Tuesday, February 24, 2009

Think Spice, Think Twice - Gum Mastic - Rosewater, Cardamom and Gum Mastic Icecream

My friend Ivy of Kopiaste is hosting Think Spice, created by Sunita's World, this month, and has chosen fennel seeds or gum mastic as the spice - take your pick. I have chosen gum mastic, because Ivy sent me some to try last year, and until now, I haven't made anything with it.

Gum mastic only comes from special trees on the Greek island of Chios, and it is certainly not something you see every day here.

After agonising over the recipe I would make, I eventually chose to make something that I have admired for a long time because of the stunning photographs accompanying the post. This recipe is
rosewater, cardamom and gum mastic icecream, by Keiko of Nordljus.

Nigel Slater
wrote that rosewater icecream is not to everyone's liking, and he was right. The flavour is very unusual, and I cannot truthfully say that I love it. However, this icecream looked beautiful in its creamy glory, contrasting with the pink dried rose petals that I sprinkled on top to emulate Nordljus's photographs.

Here is a selection of the raw ingredients for this icecream, including the gum mastic:

To give you a better idea of what the gum mastic looks like, here are some of the little resin pearls being ground up with sugar in my mortar and pestle:

As I have never used gum mastic before, I am not sure how much of the flavour of the icecream can be attributed to the gum mastic, and how much was due to the other striking flavours, including the strong rosewater flavour, and cardamom.

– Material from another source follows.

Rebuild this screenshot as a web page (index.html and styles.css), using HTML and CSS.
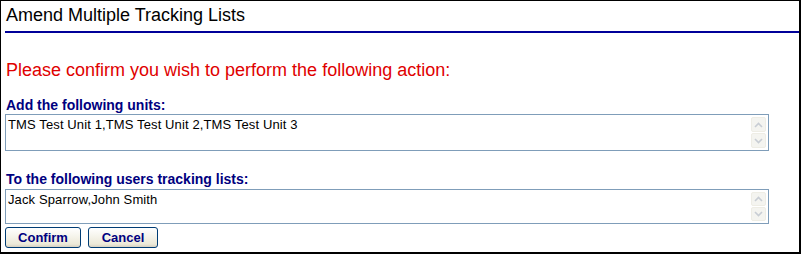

One thing that I learned from making this icecream is why you would bother to grind up your own spices fresh from the seeds or pods. The smell of the cardamom seeds after being freshly ground was very piquant, and nothing like the smell of the ready ground variety that you buy in supermarkets.

Thanks to Ivy for hosting this event and for the gum mastic. If you would like to contribute a dish for this event, you need to send your submission in to Ivy by 28 February.


Ivy said...

Gaye, thanks very much for participating in this event and for all your effort to make this recipe especially for the event. My only note to you is that you have added two strong ingredients which have hidden the mastic. I love both rose water and cardamom but each one have their own distinct flavour. If you still have some mastic gum left, 1 teaspoon (or half the content of the sachet) is more than enough. In order to get the full flavour you can make any kind of vanilla cream or ice cream and just flavour it with mastic instead of vanilla, so that you may see the difference.

Maria said...

Interesting recipe for ice cream!! Fun event!

Anonymous said...

I've never heard of gum mastic. It sounds interesting. If I find some, I'll buy it.

The Blonde Duck said...

Thanks for the award! It was so sweet of you to think of me! (Get the pun? :) ) I never heard of gum mastic before!

Nazarina A said...

Thanks for the tutorial on gum mastic! This is why I love to visit blogs for the simple reason of enriching ones knowledge! Thanks. I sure would love a little bowl of your ice cream!

Sara said...

Sounds good to me! I'm still learning how to use my mortar and pestle.

Unknown said...

hey hey hey... aren't we enjoying this weather by cooling down with bowlful of ice cream? Wooo hooooooo!! love it with rosewater.

Anonymous said...

Wow, I've never cooked with gum mastic before, it sounds intriguing! The rose petals look so gorgeous sprinkled on top! :)

Cakelaw said...

Thanks Ivy - noted and will do. Thanks for hosting this event as well!

Hi Maria, definitely good fun.

Hi Pinkstripes, it is used mainly in Greek and Middle Eastern cooking, if that helps.

Hi Duckie, until I met Ivy, nor had I!

Hi Nazarina, it is absolutely amazing what you learn from reading other people's blogs. I have a whole new vocabulary, and have learned that even other Western countries have their own unique style with food.

LOL Sara - this was the first time that I used mine!

A big bowl for you Arfi ;)

Hi Lorraine, I have coveted rose petals for ages - this was a good excuse to invest in some.